Guide 112 provides guidance on specifying insulation requirements appropriate to the equipment’s voltage, pollution degree, and overvoltage category. It references the fundamental principles of IEC 60664 (insulation coordination for equipment within low-voltage systems) and provides a framework for standards writers to determine appropriate creepage distances, clearance distances, and insulation material requirements for specific product categories.
The Guide addresses the classification of insulation into functional, basic, supplementary, double, and reinforced insulation. Each classification corresponds to a different level of protection against electric shock and must be specified based on the risk assessment outcomes. A particularly important provision is that double or reinforced insulation is required where failure of a single insulation layer could result in electric shock.
Guide 112 provides extensive guidance on the verification of safety requirements, including type testing, routine testing, and in-service testing. It distinguishes between design verification (confirming that the design meets requirements), production testing (ensuring manufacturing consistency), and field testing (verifying safety during installation and maintenance). The Guide recommends that standards specify clear pass/fail criteria for each test, including test conditions, measurement methods, and acceptance limits.
Special attention is given to the specification of dielectric strength tests (high-voltage testing), insulation resistance measurements, leakage current limits, and temperature rise tests. Guide 112 emphasizes that test conditions should represent the most severe normal operating conditions, including worst-case supply voltage, ambient temperature, and load conditions.
Guide 112 has been updated to address the safety challenges posed by emerging technologies including energy storage systems, power electronics converters, and equipment incorporating artificial intelligence. For energy storage systems, particularly lithium-ion batteries, the Guide provides guidance on thermal runaway prevention, gas venting, and fire suppression requirements that should be incorporated into product standards. These safety considerations extend beyond the battery itself to include the battery management system, thermal management, and enclosure design.
Power electronics converters, increasingly prevalent in renewable energy systems, electric vehicle drives, and industrial motor control, present unique safety challenges related to high-frequency switching, stored energy in DC link capacitors, and the potential for islanding in grid-connected systems. Guide 112 provides a framework for standards writers to address these hazards systematically, including requirements for discharge devices, isolation coordination for high-frequency waveforms, and anti-islanding protection for grid-connected inverters.

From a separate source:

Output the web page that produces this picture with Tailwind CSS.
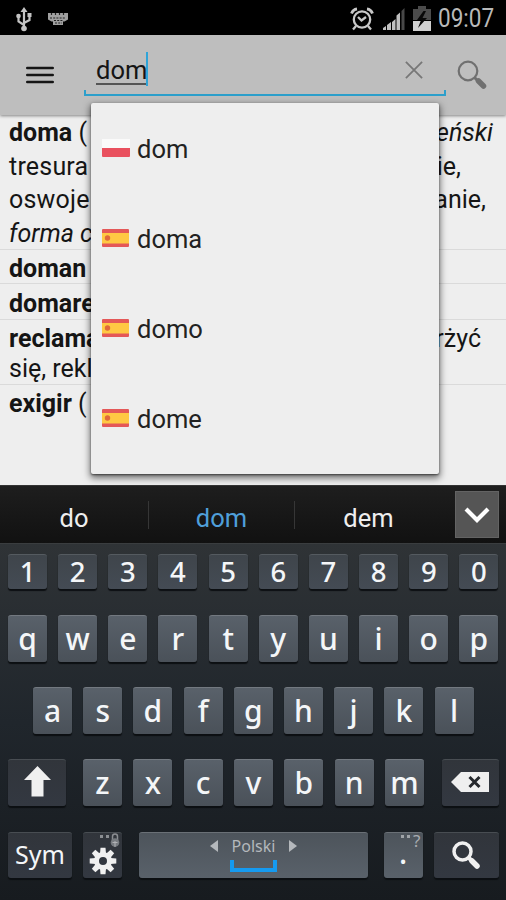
<!DOCTYPE html>
<html lang="pl">
<head>
<meta charset="utf-8">
<title>dom</title>
<script src="https://cdn.jsdelivr.net/npm/@tailwindcss/browser@4"></script>
</head>
<body class="w-[506px] h-[900px] overflow-hidden bg-black font-['Roboto',sans-serif] flex flex-col">
<header class="h-[35px] shrink-0 bg-black flex items-center text-[#b9b9b9]">
  <svg class="ml-[15px] mt-[3px] w-[18px] h-[26px]" viewBox="0 0 18 26" fill="none" stroke="#c4c4c4" stroke-width="2.2"><path d="M9 5v17M9 19L3.500 15.500V10M9 17l5.500-3V9"/><path d="M9 1l3.500 5h-7z" fill="#c4c4c4" stroke="none"/><circle cx="9" cy="22.500" r="2.800" fill="#c4c4c4" stroke="none"/><circle cx="3.500" cy="10" r="2.300" fill="#c4c4c4" stroke="none"/><path d="M12.500 7h4v4h-4z" fill="#c4c4c4" stroke="none"/></svg>
  <svg class="ml-[14px] mt-[2px] w-[22px] h-[14px]" viewBox="0 0 22 14"><path d="M1 1h20v6.500l-3.500 2H16V13H6V9.500H4.500L1 7.500z" fill="#a0a0a0"/><path d="M4.500 1v3M8.500 1v3M12.500 1v3M16.500 1v3M3 6h16M7 8.500h9M8 11h7" stroke="#222" stroke-width="1.200" stroke-dasharray="2 1.200"/></svg>
  <svg class="ml-auto mt-[3px] w-6 h-6" viewBox="0 0 24 24" fill="none" stroke="#c8c8c8" stroke-width="2.300"><circle cx="12" cy="12.500" r="8.200"/><path d="M8 10l3.500 3.500L16 10M6 19l-3 3.500M18 19l3 3.500"/><path d="M1.500 6.500Q3 2.500 7 2M22.500 6.500Q21 2.500 17 2" stroke-width="2.800"/></svg>
  <svg class="ml-[9px] mt-[3px] w-[23px] h-6" viewBox="0 0 23 24"><path d="M0 23v-2l3-2v4zM4 23v-5l4-3v8zM9 23v-8l3.500-3v11zM13.500 23V8.500l3.500-3V23z" fill="#c0c0c0"/><path d="M18.500 23V4l3-3v22z" fill="#484848"/></svg>
  <svg class="ml-[7px] mt-[1px] w-[18px] h-[27px]" viewBox="0 0 18 27"><path d="M0 4h5V1h8v3h5v11H0z" fill="#4b4b4b"/><path d="M0 16h18v10H0z" fill="#d0d0d0"/><path d="M10.500 6L4 15h4l-3 8 9-10H9.500L13 6z" fill="#090909"/></svg>
  <span class="ml-[7px] mr-[12px] mt-[2px] text-[25px] leading-none w-[56px] whitespace-nowrap"><span class="inline-block origin-left scale-x-[.9]">09:07</span></span>
</header>

<main class="relative h-[450px] shrink-0 bg-[#eee] text-[#151515]">
  <div class="h-[80px] bg-[#bebebe] flex items-start shadow-[0_1px_3px_rgba(0,0,0,.45)]">
    <svg class="ml-[26px] mt-[30px] w-7 h-5" viewBox="0 0 28 20" stroke="#151515" stroke-width="2.600" stroke-linecap="round"><path d="M1.300 3h25.400M1.300 10h25.400M1.300 17h25.400"/></svg>
    <div class="ml-[30px] w-[362px] h-[61px] relative flex flex-col justify-end">
      <div class="flex items-center absolute left-[12px] top-[17px]">
        <span class="text-[25.500px] leading-[34px] h-[32px] w-[50px] border-b-2 border-[#555]">dom</span>
        <span class="w-[2px] h-[34px] bg-[#2fa4d8]"></span>
      </div>
      <svg class="absolute left-[321px] top-[26px] w-[18px] h-[18px]" viewBox="0 0 20 20" stroke="#777" stroke-width="2"><path d="M1 1l18 18M19 1L1 19"/></svg>
      <div class="h-[6px] border-x-2 border-b-2 border-[#2c9fcb]"></div>
    </div>
    <svg class="ml-[11px] mt-[24px] w-[30px] h-[30px]" viewBox="0 0 30 30" fill="none" stroke="#707070"><circle cx="11" cy="12" r="9.300" stroke-width="2.200"/><path d="M17.500 18.500l4 4" stroke-width="3"/><path d="M21.500 22l5 5" stroke-width="5.500" stroke-linecap="round"/></svg>
  </div>
  <div class="text-[25px] whitespace-nowrap">
    <div class="h-[135px] border-b border-[#dadada] pl-[9px] pt-[1px] leading-[33.700px]">
      <div class="flex justify-between pr-[13px]"><span><b>doma</b> (</span><i>eński</i></div>
      <div class="flex justify-between pr-[45px]"><span class="tracking-[0.200px]">tresura</span><span>ie,</span></div>
      <div class="flex justify-between pr-[20px]"><span class="tracking-[0.200px]">oswoje</span><span>anie,</span></div>
      <i>forma c</i>
    </div>
    <div class="h-[34px] border-b border-[#dadada] pl-[9px] leading-[38px] font-bold overflow-hidden">doman</div>
    <div class="h-[36px] border-b border-[#dadada] pl-[9px] leading-[39px] font-bold overflow-hidden">domare</div>
    <div class="h-[65px] border-b border-[#dadada] pl-[9px] pt-[4px] leading-[30px]">
      <div class="flex justify-between pr-[25px]"><b>reclama</b><span>rżyć</span></div>
      <div>się, rekl</div>
    </div>
    <div class="pl-[9px] leading-[38px]"><b>exigir</b> (</div>
  </div>
  <div class="absolute left-[91px] top-[68px] w-[348px] h-[371px] bg-[#eee] rounded-[2px] shadow-[0_3px_7px_1px_rgba(0,0,0,.55),0_1px_2px_rgba(0,0,0,.5)] flex flex-col text-[25.500px] text-[#222]">
    <div class="h-[90px] flex items-center pl-[11px] gap-[7px]"><svg class="w-7 h-5" viewBox="0 0 28 20"><path d="M0 1h28v9H0z" fill="#fafafa"/><path d="M0 10h28v8q0 1-1 1H1q-1 0-1-1z" fill="#e9505e"/></svg><span class="pt-[3px]">dom</span></div>
    <div class="h-[90px] flex items-center pl-[11px] gap-[8px]"><svg class="w-[27px] h-5" viewBox="0 0 27 20"><rect y="1" width="27" height="18" rx="1" fill="#e45858"/><path d="M0 5h27v10.500H0z" fill="#ffc843"/><circle cx="5.500" cy="10" r="2.700" fill="#e0683c"/></svg><span class="pt-[3px]">doma</span></div>
    <div class="h-[90px] flex items-center pl-[11px] gap-[8px]"><svg class="w-[27px] h-5" viewBox="0 0 27 20"><rect y="1" width="27" height="18" rx="1" fill="#e45858"/><path d="M0 5h27v10.500H0z" fill="#ffc843"/><circle cx="5.500" cy="10" r="2.700" fill="#e0683c"/></svg><span class="pt-[3px]">domo</span></div>
    <div class="h-[90px] flex items-center pl-[11px] gap-[8px]"><svg class="w-[27px] h-5" viewBox="0 0 27 20"><rect y="1" width="27" height="18" rx="1" fill="#e45858"/><path d="M0 5h27v10.500H0z" fill="#ffc843"/><circle cx="5.500" cy="10" r="2.700" fill="#e0683c"/></svg><span class="pt-[3px]">dome</span></div>
  </div>
</main>

<div class="relative z-10 h-[58px] shrink-0 bg-linear-to-b from-[#1e1e1e] to-[#111] border-t border-[#333] flex items-center text-[25.500px] text-[#eee]">
  <div class="w-[148px] pt-[7px] text-center">do</div>
  <div class="w-px h-7 bg-[#363636]"></div>
  <div class="w-[145px] pt-[7px] text-center text-[#4f9fda]">dom</div>
  <div class="w-px h-7 bg-[#363636]"></div>
  <div class="w-[147px] pt-[7px] text-center">dem</div>
  <div class="ml-[13px] w-[44px] h-[47px] bg-[#555] border border-[#636363] flex items-center justify-center"><svg class="w-[26px] h-[18px]" viewBox="0 0 26 18" fill="none" stroke="#fff" stroke-width="4.200"><path d="M2 3l11 11L24 3"/></svg></div>
</div>

<section id="kb" class="h-[357px] shrink-0 bg-linear-to-b from-[#2f3336] via-[#20262c] to-[#171b1f] pt-[10px] pl-[8px] pr-[7.500px] flex flex-col font-['Noto_Sans',sans-serif] font-medium text-[30px] text-[#f4f6f8] border-t border-[#3a3d3f]">
  <div class="flex justify-between h-[35px] text-[27.500px]" data-keys="1234567890" data-k="w-[39px] h-[35px] rounded-[3px] bg-linear-to-b from-[#3f454b] to-[#444b54] border-t border-[#555b60] shadow-[0_2px_1px_#0c0f12] flex items-center justify-center leading-none pb-[1px]"></div>
  <div class="mt-[26px] flex justify-between h-[47px]" data-keys="qwertyuiop"></div>
  <div class="mt-[25px] pl-[25px] pr-[25px] flex justify-between h-[47px]" data-keys="asdfghjkl"></div>
  <div class="mt-[25px] flex h-[47px]">
    <div class="w-[58px] h-[47px] rounded-[3px] bg-linear-to-b from-[#31353b] to-[#333841] border-t border-[#484d52] shadow-[0_2px_1px_#0c0f12] flex items-center justify-center pb-[3px]"><svg class="w-[27px] h-[31px]" viewBox="0 0 27 31"><path d="M13.500 0L27 14h-7.500v16.500h-12V14H0z" fill="#f0f0f0"/></svg></div>
    <div class="ml-[17px] w-[341px] flex justify-between" data-keys="zxcvbnm"></div>
    <div class="ml-auto w-[57px] h-[47px] rounded-[3px] bg-linear-to-b from-[#31353b] to-[#333841] border-t border-[#484d52] shadow-[0_2px_1px_#0c0f12] flex items-center justify-center"><svg class="w-[38px] h-5 -mt-[2px]" viewBox="0 0 38 20"><path d="M0 10L10 0h28v20H10z" fill="#efefef"/><path d="M18.500 5l10 10M28.500 5l-10 10" stroke="#25282c" stroke-width="3"/></svg></div>
  </div>
  <div class="mt-[26px] flex h-[47px]">
    <div class="w-[64px] h-[46px] rounded-[3px] bg-linear-to-b from-[#31353b] to-[#333841] border-t border-[#484d52] shadow-[0_2px_1px_#0c0f12] flex items-center justify-center text-[25px] font-normal pb-[2px]">Sym</div>
    <div class="ml-[11px] w-[39px] h-[46px] relative rounded-[3px] bg-linear-to-b from-[#31353b] to-[#333841] border-t border-[#484d52] shadow-[0_2px_1px_#0c0f12]">
      <svg class="absolute left-[17px] top-0 w-5 h-4" viewBox="0 0 20 16"><path d="M0 2h3v3H0zM6 2h3v3H6z" fill="#8b8e92"/><rect x="12.500" y="1" width="5" height="8" rx="2.500" fill="none" stroke="#8b8e92" stroke-width="1.500"/><circle cx="15" cy="9.500" r="4.300" fill="#777b80"/><path d="M15 8v6M12.500 9.500h5" stroke="#b0b2b5"/></svg>
      <svg class="absolute left-[6px] top-[14px] w-7 h-7" viewBox="-14 -14 28 28"><g fill="#f0f0f0"><path d="M-2.500-13.300h5l.5 6h-6z"/><path transform="rotate(45)" d="M-2.500-13.300h5l.5 6h-6z"/><path transform="rotate(90)" d="M-2.500-13.300h5l.5 6h-6z"/><path transform="rotate(135)" d="M-2.500-13.300h5l.5 6h-6z"/><path transform="rotate(180)" d="M-2.500-13.300h5l.5 6h-6z"/><path transform="rotate(225)" d="M-2.500-13.300h5l.5 6h-6z"/><path transform="rotate(270)" d="M-2.500-13.300h5l.5 6h-6z"/><path transform="rotate(315)" d="M-2.500-13.300h5l.5 6h-6z"/></g><circle r="6.500" fill="none" stroke="#f0f0f0" stroke-width="5"/></svg>
    </div>
    <div class="ml-[17px] w-[229px] h-[46px] rounded-[3px] bg-linear-to-b from-[#4d545b] to-[#59616a] border-t border-[#6a7076] shadow-[0_2px_1px_#0c0f12] flex flex-col items-center">
      <div class="mt-[3px] h-5 flex items-center gap-[13px] text-[16px] leading-5 font-normal text-[#b4b8bc]"><svg class="w-2 h-3" viewBox="0 0 8 12"><path d="M8 0v12L0 6z" fill="#b4b8bc"/></svg><span class="w-[45px] text-center">Polski</span><svg class="w-2 h-3" viewBox="0 0 8 12"><path d="M0 0v12l8-6z" fill="#b4b8bc"/></svg></div>
      <div class="mt-[4px] w-[47px] h-[12px] border-4 border-t-0 border-[#159af0]"></div>
    </div>
    <div class="ml-[16px] w-[39px] h-[46px] relative rounded-[3px] bg-linear-to-b from-[#4d545b] to-[#59616a] border-t border-[#6a7076] shadow-[0_2px_1px_#0c0f12]">
      <svg class="absolute left-[17px] top-[2px] w-[10px] h-[3px]" viewBox="0 0 10 3"><path d="M0 0h3v3H0zM6 0h3v3H6z" fill="#a0a4a8"/></svg>
      <span class="absolute left-[29px] top-[-1px] text-[17px] leading-[18px] font-normal text-[#a8acb0]">?</span>
      <span class="absolute left-[15px] top-[4px] leading-[32px]">.</span>
    </div>
    <div class="ml-auto w-[65px] h-[46px] rounded-[3px] bg-linear-to-b from-[#31353b] to-[#333841] border-t border-[#484d52] shadow-[0_2px_1px_#0c0f12] flex items-center justify-center pb-[1px]"><svg class="w-7 h-7" viewBox="0 0 28 28" fill="none" stroke="#f0f0f0"><circle cx="10.500" cy="10.500" r="8.500" stroke-width="3.500"/><path d="M16.500 16.500l4 4" stroke-width="4"/><path d="M20 20l5 5" stroke-width="5.500" stroke-linecap="round"/></svg></div>
  </div>
</section>
<script>
const letterKey = "w-[39px] h-[47px] shrink-0 rounded-[3px] bg-linear-to-b from-[#59616a] to-[#4a5159] border-t border-[#737980] shadow-[0_2px_1px_#0c0f12] flex items-center justify-center leading-none";
document.querySelectorAll('[data-keys]').forEach(row => {
  for (const c of row.dataset.keys) {
    const key = document.createElement('div');
    key.className = row.dataset.k || letterKey;
    key.textContent = c;
    row.append(key);
  }
});
</script>
</body>
</html>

The integration of artificial intelligence and machine learning in electrical equipment introduces new safety considerations related to decision-making in safety-critical functions. Guide 112 addresses these through guidance on verification and validation of AI-based safety functions, requirements for human oversight and intervention, and considerations for the safety implications of adaptive systems that may change their behavior over time based on learning from operational data. The Guide emphasizes that AI-based safety functions should provide at least equivalent risk reduction to conventional deterministic safety systems, with additional provisions for handling undefined or unanticipated operating conditions.